And WAAAAAY down at the bottom of the file… you see a line trying to mounta
drive / partition that doesn’t EXIST!

Delete that line. The one that says “scsi-200d04b…”

You won’t have a problem next boot.

Loni


L R Nix
lornix@lornix.com

Another thing I noticed:

Based on your fstab you posted:

> > /dev/disk/by-id/scsi-SATA_Hitachi_HDT7250_VFJ101R73GK09K-part4 swap
> > swap defaults 0 0
> > /dev/disk/by-id/scsi-SATA_Hitachi_HDT7250_VFJ101R73GK09K-part3 /
> > ext3 acl,user_xattr 1 1

You’re using sda3 as your root/boot partition, that’s good
and using sda4 as your swap partition…

except:

from the ‘fdisk -l’ output from previous:

> Device Boot Start End Blocks Id System
> /dev/sda1 1 26 204819+ ee EFI GPT
> /dev/sda2 26 15153 121503744 af Unknown
> /dev/sda3 15153 29514 115354609 83 Linux
> /dev/sda4 29514 30402 7135394+ b W95 FAT32

You’ve got sda4 marked as W95 FAT32 type…

If that partition IS being used as swap, you should change the partition type
to type 82. the ‘t’ command from ‘fdisk /dev/sda’.

If it’s NOT supposed to be swap… something needs to change, as the data
WILL be written over if your system runs low on physical ram.

Loni


L R Nix
lornix@lornix.com

So cool! I knock myself! It was staring me in the face and I went “Nah!”. The scsi serial numbers. I could have recognized that the offending one was not the internal drive and I would have recognized the external Firewire drive I disconnected without unmounting.

(I’m assuming if I unmounted it fstab would not have an entry for it. Am I correct in that assumption?)

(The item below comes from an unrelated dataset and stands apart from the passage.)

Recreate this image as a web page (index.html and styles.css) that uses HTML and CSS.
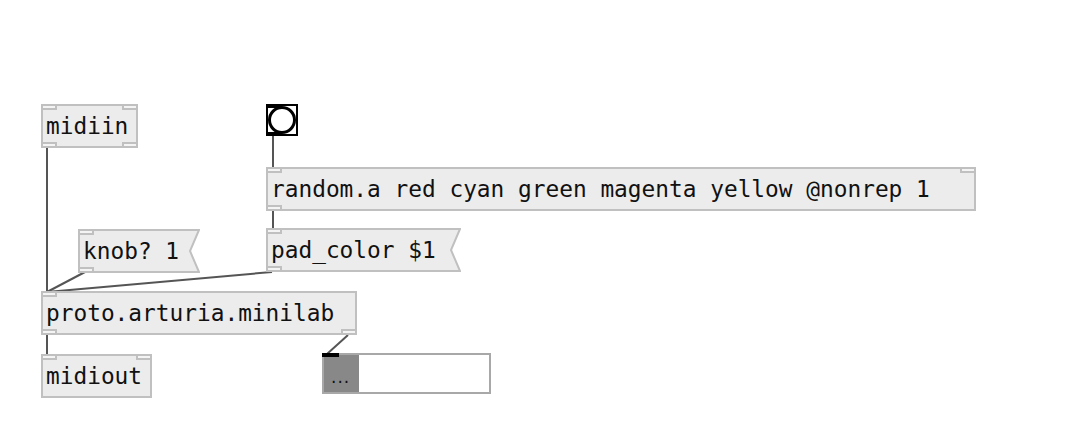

I don’t know why fdisk gives ‘sda4’ the “W95 Fat32” type. In YaST2 > System -> Expert Partitioner it is marked as “Linux swap”. And when I used “parted /dev/sda prin” it shows up as linux-swap. Is this another case of mistaken identity?

On Wed, 20 Aug 2008 18:46:03 GMT
fogelfish <fogelfish@no-mx.forums.opensuse.org> wrote:

>
> So cool! I knock myself! It was staring me in the face and I went
> “Nah!”. The scsi serial numbers. I could have recognized that the
> offending one was not the internal drive and I would have recognized
> the external Firewire drive I disconnected without unmounting.
>
> (I’m assuming if I unmounted it fstab would not have an entry for it.
> Am I correct in that assumption?)
>
> I don’t know why fdisk gives ‘sda4’ the “W95 Fat32” type. In YaST2 >
> System -> Expert Partitioner it is marked as “Linux swap”. And when I
> used “parted /dev/sda prin” it shows up as linux-swap. Is this another
> case of mistaken identity?
>
>

No idea, but I imagine the fact that you’ve got the funky weird GPT partition
that confuses fdisk could be a factor.

> WARNING: GPT (GUID Partition Table) detected on ‘/dev/sda’! The util
> fdisk doesn’t support GPT. Use GNU Parted.

I’d remove the fstab line for your external firewire drive.

The firewire drive will be automounted when you plug it in, and removed when
you remove it.

Anything in /etc/fstab MUST be available at EVERY boot. So if you’re not
going to keep it plugged in, remove the fstab line and let the automounter do
that for you.

I’ve got four firewire and one usb hard drives which are always connected, so
I have fstab entries for them… my usb flash drives are just automounted as
needed since they aren’t always plugged in.

Loni


L R Nix
lornix@lornix.com
Yay! it’s working!

I think that resolves it. I’ll research GPT and fdisk and its probable mis-identification of swap partitions.

And thank you once again for your expert help!

On Wed, 20 Aug 2008 22:46:03 GMT
fogelfish <fogelfish@no-mx.forums.opensuse.org> wrote:

>
> I think that resolves it. I’ll research GPT and fdisk and its probable
> mis-identification of swap partitions.
>
> And thank you once again for your expert help!
>
>

You’re welcome.


L R Nix
lornix@lornix.com